FM can be combined with an optimization method of annealing^{7,8,9,10,11,12}, where the combination is called FMA. The model equation of FM with binary variables can be rewritten in the QUBO form

$$\begin{aligned} y = w_0 + \sum _{\textsf{i}=1}^{\textsf{n}}\sum _{\textsf{j}=\textsf{i}}^{\textsf{n}} Q_{\textsf{i}\textsf{j}}x_{\textsf{i}}x_{\textsf{j}} , \end{aligned}$$

(2)

where $Q = (Q_{\textsf{i}\textsf{j}})$ is an $\textsf{n} \times \textsf{n}$ QUBO matrix, $Q_{\textsf{i}\textsf{i}}= w_\textsf{i}$, $Q_{\textsf{i}\textsf{j}}= \langle \textbf{v}_\textsf{i}, \textbf{v}_\textsf{j}\rangle$. We now explain the optimization method for black-box optimization problems using the FMA. The FMA comprises four main phases repeated in an iterative cycle⁷.

Training The FM model is trained using the available training data. A solution candidate of the single bit sequence $\textbf{b}$ were randomly generated, and the pairs of $\textbf{b}$ and corresponding energy (objective variables) were added for the initial training. The parameters of the FM are optimized to minimize the mean-squared error between the predicted values and the actual energy values.
Sampling New bit sequences are generated from the trained FM model, focusing on samples with low predicted energy values. Because the FM model is formulated as a QUBO, quantum or classical annealing techniques can be employed to find low-energy states, which corsrespond to good samples.
Conversion The bit sequences generated in the sampling are converted back to the original optimization problem’s parameters. This aspect is detailed in the bit labeling methods’ section.
Evaluation The costs are simulated or experimented using parameters obtained at the previous iteration, and the pairs of the binarized parameters and the corresponding energy are used to update the training data.

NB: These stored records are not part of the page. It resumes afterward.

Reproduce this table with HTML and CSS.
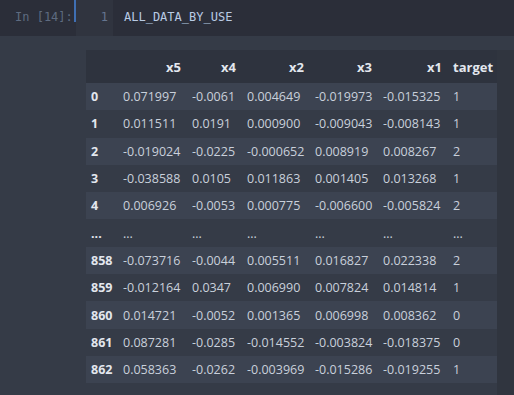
FILE: index.html
```html
<!DOCTYPE html>
<html lang="en">
<head>
  <meta charset="UTF-8">
  <title>Notebook cell</title>
  <link rel="stylesheet" href="styles.css">
</head>
<body>
  <div class="input-cell">
    <div class="prompt">In [14]:</div>
    <div class="editor">
      <div class="gutter">1</div>
      <div class="code">ALL_DATA_BY_USE</div>
    </div>
  </div>

  <div class="output-area">
    <div class="output-main">
      <table class="dataframe">
        <colgroup>
          <col class="c-idx"><col class="c-x5"><col class="c-x4"><col class="c-x2"><col class="c-x3"><col class="c-x1"><col class="c-target">
        </colgroup>
        <thead>
          <tr><th></th><th>x5</th><th>x4</th><th>x2</th><th>x3</th><th>x1</th><th>target</th></tr>
        </thead>
        <tbody>
          <tr><th>0</th><td>0.071997</td><td>-0.0061</td><td>0.004649</td><td>-0.019973</td><td>-0.015325</td><td>1</td></tr>
          <tr><th>1</th><td>0.011511</td><td>0.0191</td><td>0.000900</td><td>-0.009043</td><td>-0.008143</td><td>1</td></tr>
          <tr><th>2</th><td>-0.019024</td><td>-0.0225</td><td>-0.000652</td><td>0.008919</td><td>0.008267</td><td>2</td></tr>
          <tr><th>3</th><td>-0.038588</td><td>0.0105</td><td>0.011863</td><td>0.001405</td><td>0.013268</td><td>1</td></tr>
          <tr><th>4</th><td>0.006926</td><td>-0.0053</td><td>0.000775</td><td>-0.006600</td><td>-0.005824</td><td>2</td></tr>
          <tr><th>...</th><td>...</td><td>...</td><td>...</td><td>...</td><td>...</td><td>...</td></tr>
          <tr><th>858</th><td>-0.073716</td><td>-0.0044</td><td>0.005511</td><td>0.016827</td><td>0.022338</td><td>2</td></tr>
          <tr><th>859</th><td>-0.012164</td><td>0.0347</td><td>0.006990</td><td>0.007824</td><td>0.014814</td><td>1</td></tr>
          <tr><th>860</th><td>0.014721</td><td>-0.0052</td><td>0.001365</td><td>0.006998</td><td>0.008362</td><td>0</td></tr>
          <tr><th>861</th><td>0.087281</td><td>-0.0285</td><td>-0.014552</td><td>-0.003824</td><td>-0.018375</td><td>0</td></tr>
          <tr><th>862</th><td>0.058363</td><td>-0.0262</td><td>-0.003969</td><td>-0.015286</td><td>-0.019255</td><td>1</td></tr>
        </tbody>
      </table>
    </div>
    <div class="output-scroll"></div>
  </div>
</body>
</html>
```

FILE: styles.css
```css
body {
  margin: 0;
  background-color: #353b47;
  font-family: "Open Sans", "DejaVu Sans", sans-serif;
  overflow: hidden;
}
.input-cell {
  display: flex;
  height: 36px;
  background-color: #2b2e39;
}
.prompt {
  width: 76px;
  box-sizing: border-box;
  padding: 10px 0 0 15px;
  font-family: "DejaVu Sans Mono", monospace;
  font-size: 12px;
  color: #5e6b80;
  border-right: 2px solid #3f6fb3;
  height: 22px;
}
.editor {
  display: flex;
  flex: 1;
  height: 36px;
}
.gutter {
  width: 37px;
  box-sizing: border-box;
  background-color: #30343f;
  padding: 10px 5px 0 0;
  text-align: right;
  font-family: "DejaVu Sans Mono", monospace;
  font-size: 12px;
  color: #657590;
}
.code {
  padding: 10px 0 0 11px;
  font-family: "DejaVu Sans Mono", monospace;
  font-size: 12px;
  color: #b9cbe4;
}
.output-area {
  display: flex;
}
.output-main {
  width: 497px;
  box-sizing: border-box;
  padding: 14px 0 12px 86px;
}
.output-scroll {
  flex: 1;
  margin-top: 14px;
  background-color: #30353f;
}
.dataframe {
  border-collapse: collapse;
  table-layout: fixed;
  width: 411px;
  font-size: 12.5px;
  color: #c9d0db;
}
.c-idx { width: 32px; }
.c-x5 { width: 69px; }
.c-x4 { width: 55px; }
.c-x2 { width: 68px; }
.c-x3 { width: 68px; }
.c-x1 { width: 70px; }
.c-target { width: 49px; }
.dataframe th,
.dataframe td {
  padding: 0 6px 0 5px;
  white-space: nowrap;
  overflow: hidden;
}
.dataframe thead tr {
  height: 33px;
  background-color: #2e333e;
}
.dataframe thead th {
  text-align: right;
  font-weight: bold;
  font-size: 13px;
  color: #e3e7ee;
}
.dataframe thead th:last-child {
  padding-right: 4px;
}
.dataframe tbody tr {
  height: 27.3px;
  background-color: #353b47;
}
.dataframe tbody tr:nth-child(odd) {
  background-color: #3c4351;
}
.dataframe tbody th {
  text-align: left;
  font-weight: bold;
  color: #e3e7ee;
}
.dataframe td {
  text-align: left;
}
```
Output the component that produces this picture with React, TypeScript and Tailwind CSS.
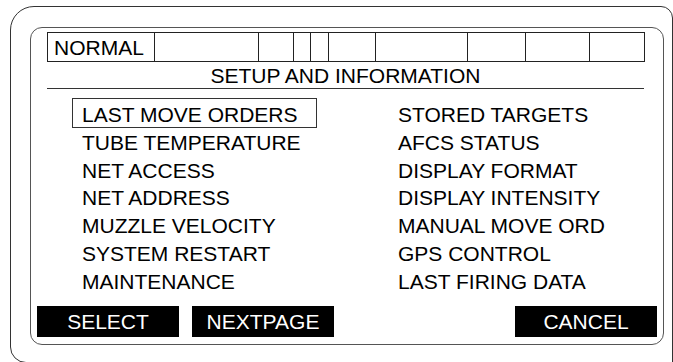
const statusCells = [107, 104, 35, 17, 18, 47, 92, 58, 64, 55];

const leftItems = [
  "LAST MOVE ORDERS",
  "TUBE TEMPERATURE",
  "NET ACCESS",
  "NET ADDRESS",
  "MUZZLE VELOCITY",
  "SYSTEM RESTART",
  "MAINTENANCE",
];

const rightItems = [
  "STORED TARGETS",
  "AFCS STATUS",
  "DISPLAY FORMAT",
  "DISPLAY INTENSITY",
  "MANUAL MOVE ORD",
  "GPS CONTROL",
  "LAST FIRING DATA",
];

function SoftKey({ label }: { label: string }) {
  return (
    <div className="w-[142px] h-[31px] bg-black text-white flex items-center justify-center text-[21px] leading-none">
      {label}
    </div>
  );
}

export default function App() {
  return (
    <div
      className="w-[673px] h-[362px] bg-white overflow-hidden text-black"
      style={{ fontFamily: '"Liberation Sans", Arial, sans-serif' }}
    >
      <div className="pl-[10px] pt-[6px]">
        {/* outer bezel */}
        <div className="w-[663px] h-[357px] border border-[#333] rounded-tl-[24px] rounded-tr-[12px] rounded-bl-[16px] pl-[19px] pt-[20px]">
          {/* screen */}
          <div className="w-[634px] border-[1.5px] border-[#555] rounded-[12px] pt-[4px] pb-[7px]">
            {/* status row */}
            <div className="pl-[16px]">
              <div className="flex h-[30px] w-[598px] border-t border-b border-l border-[#222]">
                {statusCells.map((w, i) => (
                  <div
                    key={i}
                    className="h-full border-r border-[#222] flex items-center pl-[6px] text-[21px] leading-none"
                    style={{ width: w }}
                  >
                    {i === 0 ? "NORMAL" : ""}
                  </div>
                ))}
              </div>
              <div className="mt-[2px] w-[597px] h-[25px] border-b border-[#333] text-center text-[21px] leading-[24px]">
                SETUP AND INFORMATION
              </div>
            </div>

            {/* menu */}
            <div className="mt-[12px] flex text-[21px] leading-[27.75px]">
              <div className="pl-[51px] w-[367px]">
                {leftItems.map((item, i) => (
                  <div key={item} className="relative">
                    {i === 0 && (
                      <span className="absolute left-[-10px] top-[-3px] w-[245px] h-[30px] border border-[#333]" />
                    )}
                    {item}
                  </div>
                ))}
              </div>
              <div>
                {rightItems.map((item) => (
                  <div key={item}>{item}</div>
                ))}
              </div>
            </div>

            {/* soft keys */}
            <div className="mt-[11px] flex pl-[6px] pr-[6px]">
              <SoftKey label="SELECT" />
              <div className="ml-[13px]">
                <SoftKey label="NEXTPAGE" />
              </div>
              <div className="ml-auto">
                <SoftKey label="CANCEL" />
              </div>
            </div>
          </div>
        </div>
      </div>
    </div>
  );
}
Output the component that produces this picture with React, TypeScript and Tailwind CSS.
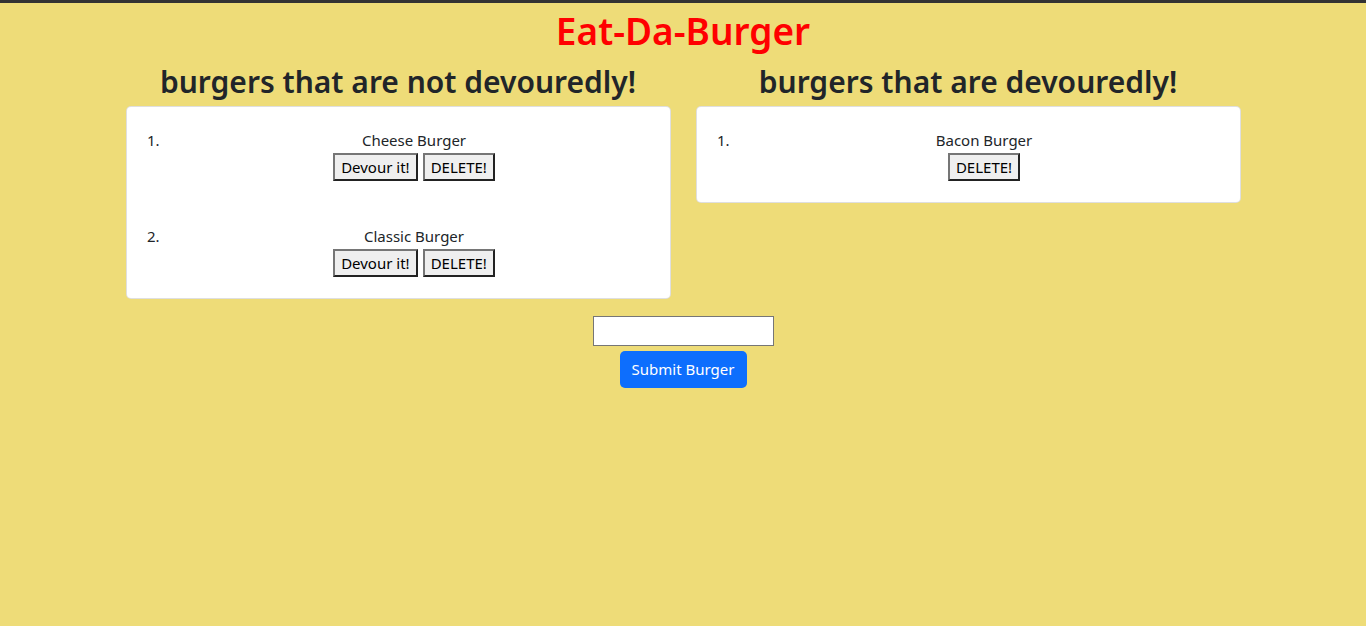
const notDevoured = ["Cheese Burger", "Classic Burger"];
const devoured = ["Bacon Burger"];

function OldButton({ label }: { label: string }) {
  return (
    <button className="h-[28px] px-[6px] bg-[#efefef] text-black text-[15px] leading-none border-2 border-t-[#767676] border-l-[#767676] border-r-[#222] border-b-[#222]">
      {label}
    </button>
  );
}

function BurgerCard({ items, canEat }: { items: string[]; canEat: boolean }) {
  return (
    <div className="bg-white border border-black/[.125] rounded-[5px] px-4 pt-[21px] pb-[21px]">
      <ol className="list-decimal pl-8 space-y-[43px]">
        {items.map((name) => (
          <li key={name} className="-ml-[11px] pl-[11px]">
            <div className="text-center leading-6">{name}</div>
            <div className="flex justify-center gap-[5px] mt-px">
              {canEat && <OldButton label="Devour it!" />}
              <OldButton label="DELETE!" />
            </div>
          </li>
        ))}
      </ol>
    </div>
  );
}

export default function App() {
  return (
    <div
      className="min-h-screen bg-[#eedc78] border-t-[3px] border-[#333] text-[#212529] text-[15px]"
      style={{ fontFamily: '"Noto Sans", "Open Sans", sans-serif' }}
    >
      <h1 className="text-center text-[#ff0000] text-[37px] leading-[48px] font-semibold mt-1 mb-2">
        Eat-Da-Burger
      </h1>
      <div className="flex justify-center gap-[25px]">
        <div className="w-[545px]">
          <h2 className="text-center text-[30px] leading-[38px] font-semibold mb-[5px]">
            burgers that are not devouredly!
          </h2>
          <BurgerCard items={notDevoured} canEat />
        </div>
        <div className="w-[545px]">
          <h2 className="text-center text-[30px] leading-[38px] font-semibold mb-[5px]">
            burgers that are devouredly!
          </h2>
          <BurgerCard items={devoured} canEat={false} />
        </div>
      </div>
      <div className="flex flex-col items-center mt-[17px] gap-[5px]">
        <input type="text" className="w-[181px] h-[30px] bg-white border border-[#767676] px-1" />
        <button className="w-[127px] h-[37px] rounded-[5px] bg-[#0d6efd] text-white text-[15px]">
          Submit Burger
        </button>
      </div>
    </div>
  );
}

The FMA approach iterates through these four phases multiple times, gradually refining the approximation of the black box function, in this case QUBO, and improving the quality of the solutions as shown in Fig. 1. After a given number of iterations, the best sample obtained during the optimization process is returned as the final solution.

Traveling salesman problem

TSP is one of the most widely studied combinatorial optimization problems^{23, 24}, which attempts to find the shortest route that visits all predefined points exactly once and returns to the origin. This can be extended to various optimization problems, such as component assembly sequences in manufacturing, delivery routes in logistics, and data transmission paths in telecommunication networks.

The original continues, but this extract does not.